A Multimodal Approach to Identifying Stormwater Pollutant Hotspots in Coastal Urban Watersheds
Kirker, Ashleigh N
Stormwater runoff is a primary concern for water quality in the Southeastern US and beyond. Surface water near the Charleston Harbor in SC is impaired by their low dissolved oxygen concentrations, and by urban contaminants flushed off of impervious surfaces of the nearby Charleston peninsula. The goal of this study is to create a methodology to determine the areas of highest concern for contaminating stormwater in Charleston. It was expected that landuse, antecedent rainfall, and traffic flow would be related to variations in contaminant concentrations, and allow us to pinpoint hotspots. We sampled stormwater over a sixteen month period to locate these contaminant hotspots. Enterococci, a fecal indicator bacteria, was measured with a nutrient indicator system. Common urban trace metals were determined with ICP-MS, and nutrients were quantified and tracked. Enterococci consistently exceeded USEPA guidelines by two orders of magnitude. The most important relationship involving enterococci in stormwater was not a spatial one, but involved antecedent rainfall; there is significantly more enterococci in stormwater when the three days before sampling had been relatively dry. Most stormwater samples contained some of the nine trace metals, which were related to one another and to antecedent rainfall and traffic flow. Like enterococci, antecedent rainfall appears to relate to a decrease in metal concentrations, possibly because of a 'flushing out' effect. Cu, Ni, Pb, V, and Zn occur in high concentrations in areas of heavy traffic. A relationship was noted between residential landuse and nutrient concentration in runoff. Hotspots for stormwater contamination in Charleston are heavily trafficked roads (for Cu, Ni, Pb, V, and Zn) and dense residential areas for nutrients.
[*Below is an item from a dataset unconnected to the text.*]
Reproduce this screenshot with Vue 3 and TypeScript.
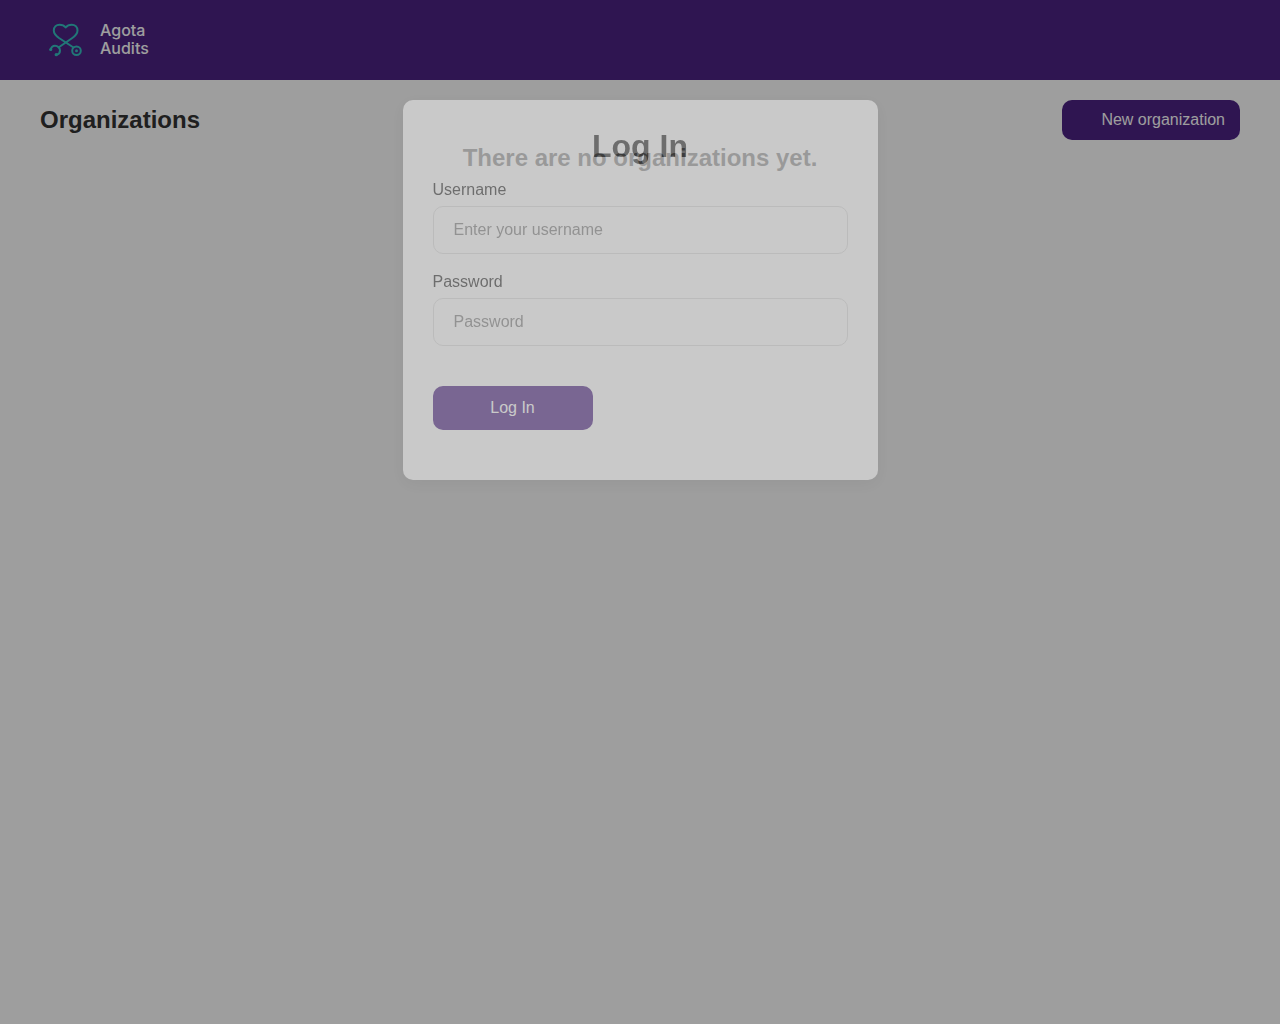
<script setup lang="ts">
import { ref } from 'vue'

const organizations = ref<string[]>([])
const username = ref('')
const password = ref('')
</script>

<template>
  <div class="page">
    <header class="topbar">
      <a class="brand" href="#">
        <svg class="logo" viewBox="0 0 44 44" fill="none" stroke-width="2" stroke-linecap="round" stroke-linejoin="round" aria-hidden="true">
          <path d="M29.500 29.500 15 20C11.500 17.500 9.800 15.500 9.800 12.500C9.800 9 12.400 6.700 15.600 6.700C18.300 6.700 20.300 7.700 21.700 9.500C23.100 7.700 25 6.700 27.700 6.700C31 6.700 33.500 9 33.500 12.500C33.500 15.500 31.800 17.500 28.300 20L14.500 29.500" />
          <path d="M6.800 31.500C7.300 29 9 27.700 11 27.700C13.800 27.700 16 30 16 32.500C16 34.500 14.800 36.200 12.600 36.800" />
          <circle cx="32.500" cy="32.700" r="4.300" />
          <circle class="dot" cx="32.500" cy="32.700" r="1.500" />
          <circle class="dot" cx="6.700" cy="31.500" r="1.600" />
          <circle class="dot" cx="12.200" cy="36.700" r="1.600" />
        </svg>
        <span class="brand-name">Agota<br />Audits</span>
      </a>
    </header>

    <main class="content">
      <div class="toolbar">
        <h1 class="title">Organizations</h1>
        <button class="new-button" type="button">New organization</button>
      </div>
      <h2 v-if="!organizations.length" class="empty">There are no organizations yet.</h2>
    </main>

    <div class="overlay"></div>
    <div class="modal">
      <form class="card" @submit.prevent>
        <h2 class="card-title">Log In</h2>
        <div class="field">
          <label for="username">Username</label>
          <input id="username" v-model="username" type="text" placeholder="Enter your username" />
        </div>
        <div class="field">
          <label for="password">Password</label>
          <input id="password" v-model="password" type="password" placeholder="Password" />
        </div>
        <button class="login-button" type="submit">Log In</button>
      </form>
    </div>
  </div>
</template>

<style>
body {
  margin: 0;
  background: #ffffff;
}
</style>

<style scoped>
.page {
  min-height: 100vh;
  font-family: "Liberation Sans", Arial, sans-serif;
  font-size: 16px;
  color: #333333;
}

h1,
h2 {
  margin: 0;
}

button,
input {
  box-sizing: border-box;
  font: inherit;
  border-radius: 10px;
}

.topbar {
  display: flex;
  align-items: center;
  height: 80px;
  padding: 0 40px;
  background: #4c2284;
}

.brand {
  display: flex;
  align-items: center;
  gap: 12px;
  padding-left: 4px;
  color: #ffffff;
  text-decoration: none;
}

.logo {
  width: 44px;
  height: 44px;
  stroke: #36c0c0;
}

.dot {
  fill: #36c0c0;
  stroke: none;
}

.brand-name {
  padding-bottom: 2px;
  font-family: Inter, "Open Sans", sans-serif;
  font-weight: 500;
  line-height: 18px;
}

.content {
  padding: 20px 40px;
}

.toolbar {
  display: flex;
  align-items: center;
  justify-content: space-between;
}

.title {
  font-size: 24px;
}

.new-button {
  height: 40px;
  padding: 0 15px 0 39px;
  border: 0;
  background: #4c2284;
  color: #ffffff;
}

.empty {
  font-size: 24px;
  line-height: 36px;
  text-align: center;
  color: #757575;
}

.overlay {
  position: fixed;
  inset: 0;
  background: rgba(0, 0, 0, 0.38);
}

.modal {
  position: fixed;
  inset: 0;
  display: flex;
  align-items: flex-start;
  justify-content: center;
  padding-top: 100px;
}

.card {
  box-sizing: border-box;
  width: 100%;
  max-width: 475px;
  padding: 30px 30px 50px;
  border-radius: 10px;
  background: #ffffff;
  box-shadow: 0 4px 16px rgba(0, 0, 0, 0.1);
  opacity: 0.45;
}

.card-title {
  margin-bottom: 18px;
  font-size: 32px;
  line-height: 32px;
  text-align: center;
}

.field {
  display: flex;
  flex-direction: column;
  gap: 6px;
  margin-bottom: 18px;
}

.field label {
  line-height: 20px;
}

.field input {
  height: 48px;
  padding: 0 20px;
  border: 1px solid #e0e0e0;
  background: transparent;
  color: #333333;
}

.field input::placeholder {
  color: #858585;
  opacity: 1;
}

.login-button {
  width: 160px;
  height: 44px;
  margin-top: 22px;
  border: 0;
  background: #4c2284;
  color: #ffffff;
}
</style>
Reduced contaminant concentrations are observed when there is significant antecedent rainfall. Sampling urban stormwater is an effective means of finding hotspots of primary concern for surface water quality. From a management perspective, this means that targeted practices can reduce contamination in runoff. Furthermore, this method allows the sources and hotspots of nominally nonpoint source pollutants to be determined.